Antônio Amâncio Pereira de Carvalho teria a mais alta estima da elite nacional. Era considerado um dos melhores cirurgiões do Brasil, atendendo pacientes com alto poder aquisitivo num consultório próximo à praça da Sé. 

Segundo a reportagem do Ponte, Amâncio era amigo de João Maurício Wanderley, o Barão de Cotegipe, único senador do império a votar contra a lei Áurea, porque causaria crise econômica e desordem. 

Amâncio teria exercido papel fundamental no desenvolvimento da medicina legal, tendo sido ele o responsável por introduzir o estudo na Faculdade de Direito de SP. A afirmação é de Robinson Henriques Alves, doutor em História da Ciência pela PUC e professor da Universidade Municipal de São Caetano do Sul.

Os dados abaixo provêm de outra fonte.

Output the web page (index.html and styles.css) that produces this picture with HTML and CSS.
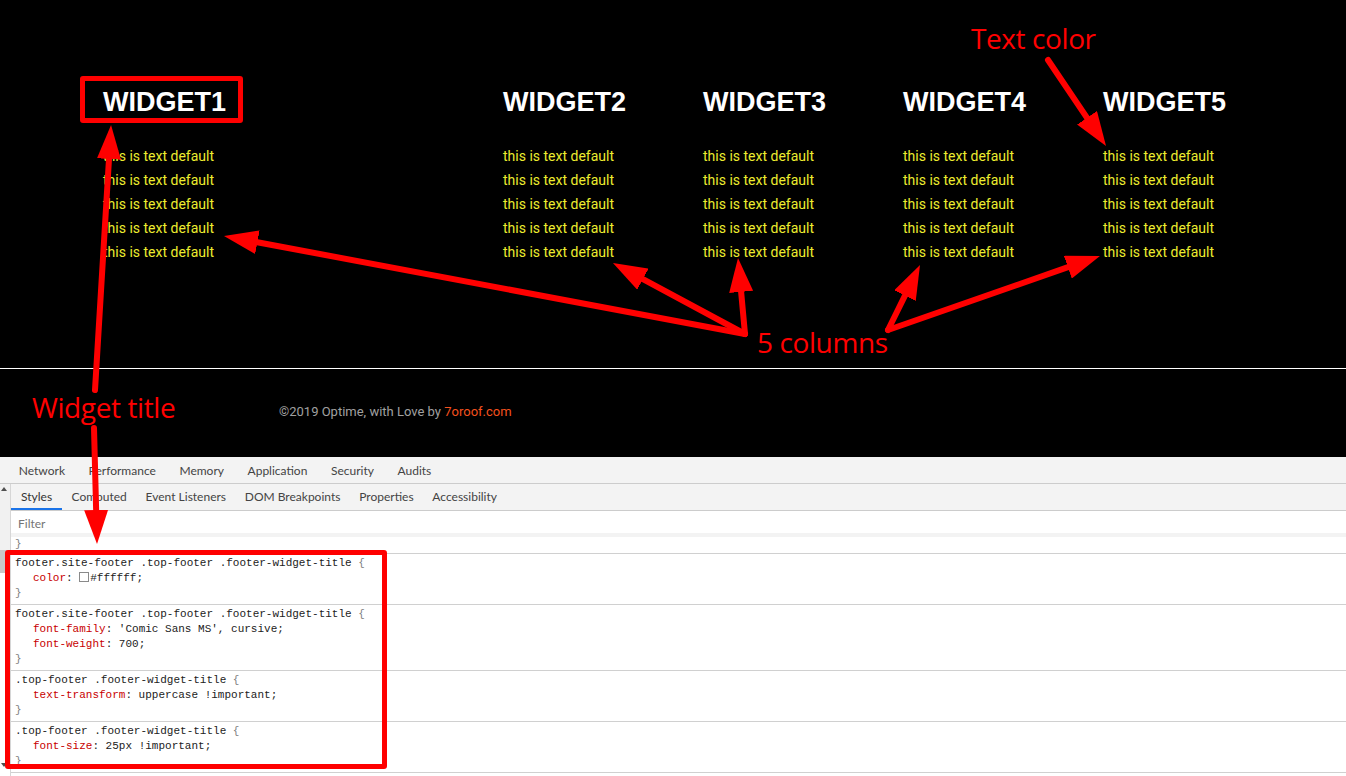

"Ele também foi presidente honorário da Sociedade Eugênica de São Paulo. Noutras palavras, defendia o embranquecimento da nação brasileira, ideal que legitimava a exposição do cadáver de uma moça negra em pleno Largo São Francisco."

O que é eugenia?

ChatGPT: Eugenia é a crença na melhoria genética da raça humana através do controle seletivo da reprodução. Em outras palavras, é a ideia de que é possível melhorar a qualidade genética da espécie humana ao selecionar e encorajar a reprodução de indivíduos considerados superiores em termos de características físicas, mentais ou sociais, enquanto se desencoraja ou impede a reprodução de indivíduos considerados inferiores.

A ideia de eugenia tem sido amplamente criticada e é considerada antiética, pois pode levar a discriminação, estigmatização e violação dos direitos humanos. No passado, a eugenia foi usada para justificar políticas de esterilização forçada, seleção racial e genocídio em várias partes do mundo. Hoje em dia, a eugenia é geralmente vista como uma ideologia ultrapassada e inaceitável, e é proibida em muitos países.

Páginas tristes 

Em 2021, quando o estudo veio à tona, foram iniciadas discussões sobre o caso. A partir de então, a faculdade passou a discutir se retira ou mantém na instituição a homenagem.

"Importa menos ser um fato ocorrido faz mais de 120 anos", disse o então diretor da Faculdade, Floriano de Azevedo Marques Neto, ao destacar a gravidade dos fatos. Para ele, o episódio aponta desrespeito ao corpo de um ser humano e revela o viés racista fortíssimo daquela sociedade (e que perdura ainda).

"Vivemos um contexto de diversidade inédito e entusiasmante. É urgente revisitarmos nossa história. Passagens pouco venturosas nos entristecem. Expô-las não nos fará menores."

O ex-diretor afirmou que "há páginas tristes que devem ser iluminadas, ainda que nos envergonhem".